The material below should be written out in full and exactly; pictures stay out of the copy.

#### [DATA]
********

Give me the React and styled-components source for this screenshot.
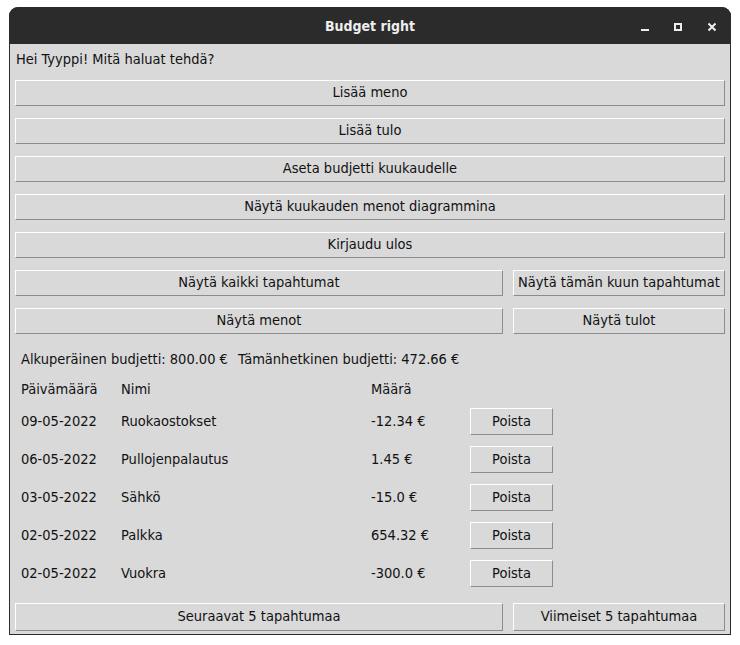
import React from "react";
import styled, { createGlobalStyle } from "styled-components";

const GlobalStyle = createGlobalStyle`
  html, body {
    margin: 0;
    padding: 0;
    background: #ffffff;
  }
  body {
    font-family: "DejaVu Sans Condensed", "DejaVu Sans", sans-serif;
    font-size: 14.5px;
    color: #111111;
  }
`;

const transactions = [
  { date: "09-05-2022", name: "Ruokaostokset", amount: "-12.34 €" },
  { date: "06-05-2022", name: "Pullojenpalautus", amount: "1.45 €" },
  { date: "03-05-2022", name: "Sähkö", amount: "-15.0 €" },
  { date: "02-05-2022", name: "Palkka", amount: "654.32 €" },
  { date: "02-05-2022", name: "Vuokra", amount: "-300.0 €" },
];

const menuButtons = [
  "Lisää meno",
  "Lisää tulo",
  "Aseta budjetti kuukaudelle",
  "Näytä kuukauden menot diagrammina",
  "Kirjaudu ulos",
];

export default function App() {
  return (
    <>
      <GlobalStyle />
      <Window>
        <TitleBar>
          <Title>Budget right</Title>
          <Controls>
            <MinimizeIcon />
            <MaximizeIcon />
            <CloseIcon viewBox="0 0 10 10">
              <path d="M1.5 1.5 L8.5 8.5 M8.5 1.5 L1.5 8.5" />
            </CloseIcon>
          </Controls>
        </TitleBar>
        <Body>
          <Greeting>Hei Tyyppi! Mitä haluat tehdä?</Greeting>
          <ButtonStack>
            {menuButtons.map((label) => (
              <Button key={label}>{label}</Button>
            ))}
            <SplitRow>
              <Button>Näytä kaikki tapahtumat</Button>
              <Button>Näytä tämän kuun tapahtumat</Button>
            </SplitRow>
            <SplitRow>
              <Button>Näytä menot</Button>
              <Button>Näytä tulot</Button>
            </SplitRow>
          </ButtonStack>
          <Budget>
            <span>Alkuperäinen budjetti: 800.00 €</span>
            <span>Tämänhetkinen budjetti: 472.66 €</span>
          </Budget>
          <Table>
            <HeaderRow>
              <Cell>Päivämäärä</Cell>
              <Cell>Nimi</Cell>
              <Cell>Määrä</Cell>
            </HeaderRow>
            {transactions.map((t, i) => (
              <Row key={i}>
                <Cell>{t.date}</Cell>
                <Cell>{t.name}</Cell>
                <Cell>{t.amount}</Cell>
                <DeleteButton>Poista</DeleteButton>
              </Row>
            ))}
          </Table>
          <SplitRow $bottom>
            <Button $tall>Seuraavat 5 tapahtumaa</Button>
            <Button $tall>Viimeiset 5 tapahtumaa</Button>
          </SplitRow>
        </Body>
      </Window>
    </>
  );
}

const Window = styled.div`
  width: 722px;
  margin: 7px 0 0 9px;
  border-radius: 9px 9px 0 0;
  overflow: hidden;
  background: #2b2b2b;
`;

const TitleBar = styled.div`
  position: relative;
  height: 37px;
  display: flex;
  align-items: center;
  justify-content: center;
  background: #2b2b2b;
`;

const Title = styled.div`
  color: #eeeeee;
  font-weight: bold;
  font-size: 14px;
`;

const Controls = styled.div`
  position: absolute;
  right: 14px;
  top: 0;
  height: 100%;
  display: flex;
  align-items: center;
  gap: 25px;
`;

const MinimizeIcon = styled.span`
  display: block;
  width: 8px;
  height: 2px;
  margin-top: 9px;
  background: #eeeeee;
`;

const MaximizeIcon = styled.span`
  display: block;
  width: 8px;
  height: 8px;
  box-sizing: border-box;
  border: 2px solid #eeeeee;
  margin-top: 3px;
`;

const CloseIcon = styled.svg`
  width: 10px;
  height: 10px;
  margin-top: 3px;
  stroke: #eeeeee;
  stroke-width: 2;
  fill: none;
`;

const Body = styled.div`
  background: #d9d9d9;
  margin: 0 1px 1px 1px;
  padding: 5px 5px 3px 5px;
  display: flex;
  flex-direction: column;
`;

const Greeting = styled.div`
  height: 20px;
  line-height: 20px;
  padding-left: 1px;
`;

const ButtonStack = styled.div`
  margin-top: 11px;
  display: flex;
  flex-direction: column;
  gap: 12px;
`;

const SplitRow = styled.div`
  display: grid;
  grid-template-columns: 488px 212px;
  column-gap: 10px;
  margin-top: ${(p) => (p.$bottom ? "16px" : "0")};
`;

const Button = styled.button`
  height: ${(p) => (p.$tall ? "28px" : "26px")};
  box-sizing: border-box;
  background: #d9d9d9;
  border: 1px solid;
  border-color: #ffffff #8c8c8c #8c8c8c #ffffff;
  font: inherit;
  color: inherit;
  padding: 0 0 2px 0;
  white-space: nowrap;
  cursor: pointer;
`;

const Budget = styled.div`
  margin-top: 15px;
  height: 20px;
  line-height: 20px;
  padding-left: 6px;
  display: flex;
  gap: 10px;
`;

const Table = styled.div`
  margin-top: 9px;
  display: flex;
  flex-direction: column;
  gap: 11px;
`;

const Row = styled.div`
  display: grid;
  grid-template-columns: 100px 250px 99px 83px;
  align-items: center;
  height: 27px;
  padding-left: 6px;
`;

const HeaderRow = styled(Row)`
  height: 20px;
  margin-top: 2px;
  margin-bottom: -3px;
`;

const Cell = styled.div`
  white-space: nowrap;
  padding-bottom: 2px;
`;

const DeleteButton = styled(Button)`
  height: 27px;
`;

********

#### [THE RESULT]
Give me the React and styled-components source for this screenshot.
import React from "react";
import styled, { createGlobalStyle } from "styled-components";

const GlobalStyle = createGlobalStyle`
  html, body {
    margin: 0;
    padding: 0;
    background: #ffffff;
  }
  body {
    font-family: "DejaVu Sans Condensed", "DejaVu Sans", sans-serif;
    font-size: 14.5px;
    color: #111111;
  }
`;

const transactions = [
  { date: "09-05-2022", name: "Ruokaostokset", amount: "-12.34 €" },
  { date: "06-05-2022", name: "Pullojenpalautus", amount: "1.45 €" },
  { date: "03-05-2022", name: "Sähkö", amount: "-15.0 €" },
  { date: "02-05-2022", name: "Palkka", amount: "654.32 €" },
  { date: "02-05-2022", name: "Vuokra", amount: "-300.0 €" },
];

const menuButtons = [
  "Lisää meno",
  "Lisää tulo",
  "Aseta budjetti kuukaudelle",
  "Näytä kuukauden menot diagrammina",
  "Kirjaudu ulos",
];

export default function App() {
  return (
    <>
      <GlobalStyle />
      <Window>
        <TitleBar>
          <Title>Budget right</Title>
          <Controls>
            <MinimizeIcon />
            <MaximizeIcon />
            <CloseIcon viewBox="0 0 10 10">
              <path d="M1.5 1.5 L8.5 8.5 M8.5 1.5 L1.5 8.5" />
            </CloseIcon>
          </Controls>
        </TitleBar>
        <Body>
          <Greeting>Hei Tyyppi! Mitä haluat tehdä?</Greeting>
          <ButtonStack>
            {menuButtons.map((label) => (
              <Button key={label}>{label}</Button>
            ))}
            <SplitRow>
              <Button>Näytä kaikki tapahtumat</Button>
              <Button>Näytä tämän kuun tapahtumat</Button>
            </SplitRow>
            <SplitRow>
              <Button>Näytä menot</Button>
              <Button>Näytä tulot</Button>
            </SplitRow>
          </ButtonStack>
          <Budget>
            <span>Alkuperäinen budjetti: 800.00 €</span>
            <span>Tämänhetkinen budjetti: 472.66 €</span>
          </Budget>
          <Table>
            <HeaderRow>
              <Cell>Päivämäärä</Cell>
              <Cell>Nimi</Cell>
              <Cell>Määrä</Cell>
            </HeaderRow>
            {transactions.map((t, i) => (
              <Row key={i}>
                <Cell>{t.date}</Cell>
                <Cell>{t.name}</Cell>
                <Cell>{t.amount}</Cell>
                <DeleteButton>Poista</DeleteButton>
              </Row>
            ))}
          </Table>
          <SplitRow $bottom>
            <Button $tall>Seuraavat 5 tapahtumaa</Button>
            <Button $tall>Viimeiset 5 tapahtumaa</Button>
          </SplitRow>
        </Body>
      </Window>
    </>
  );
}

const Window = styled.div`
  width: 722px;
  margin: 7px 0 0 9px;
  border-radius: 9px 9px 0 0;
  overflow: hidden;
  background: #2b2b2b;
`;

const TitleBar = styled.div`
  position: relative;
  height: 37px;
  display: flex;
  align-items: center;
  justify-content: center;
  background: #2b2b2b;
`;

const Title = styled.div`
  color: #eeeeee;
  font-weight: bold;
  font-size: 14px;
`;

const Controls = styled.div`
  position: absolute;
  right: 14px;
  top: 0;
  height: 100%;
  display: flex;
  align-items: center;
  gap: 25px;
`;

const MinimizeIcon = styled.span`
  display: block;
  width: 8px;
  height: 2px;
  margin-top: 9px;
  background: #eeeeee;
`;

const MaximizeIcon = styled.span`
  display: block;
  width: 8px;
  height: 8px;
  box-sizing: border-box;
  border: 2px solid #eeeeee;
  margin-top: 3px;
`;

const CloseIcon = styled.svg`
  width: 10px;
  height: 10px;
  margin-top: 3px;
  stroke: #eeeeee;
  stroke-width: 2;
  fill: none;
`;

const Body = styled.div`
  background: #d9d9d9;
  margin: 0 1px 1px 1px;
  padding: 5px 5px 3px 5px;
  display: flex;
  flex-direction: column;
`;

const Greeting = styled.div`
  height: 20px;
  line-height: 20px;
  padding-left: 1px;
`;

const ButtonStack = styled.div`
  margin-top: 11px;
  display: flex;
  flex-direction: column;
  gap: 12px;
`;

const SplitRow = styled.div`
  display: grid;
  grid-template-columns: 488px 212px;
  column-gap: 10px;
  margin-top: ${(p) => (p.$bottom ? "16px" : "0")};
`;

const Button = styled.button`
  height: ${(p) => (p.$tall ? "28px" : "26px")};
  box-sizing: border-box;
  background: #d9d9d9;
  border: 1px solid;
  border-color: #ffffff #8c8c8c #8c8c8c #ffffff;
  font: inherit;
  color: inherit;
  padding: 0 0 2px 0;
  white-space: nowrap;
  cursor: pointer;
`;

const Budget = styled.div`
  margin-top: 15px;
  height: 20px;
  line-height: 20px;
  padding-left: 6px;
  display: flex;
  gap: 10px;
`;

const Table = styled.div`
  margin-top: 9px;
  display: flex;
  flex-direction: column;
  gap: 11px;
`;

const Row = styled.div`
  display: grid;
  grid-template-columns: 100px 250px 99px 83px;
  align-items: center;
  height: 27px;
  padding-left: 6px;
`;

const HeaderRow = styled(Row)`
  height: 20px;
  margin-top: 2px;
  margin-bottom: -3px;
`;

const Cell = styled.div`
  white-space: nowrap;
  padding-bottom: 2px;
`;

const DeleteButton = styled(Button)`
  height: 27px;
`;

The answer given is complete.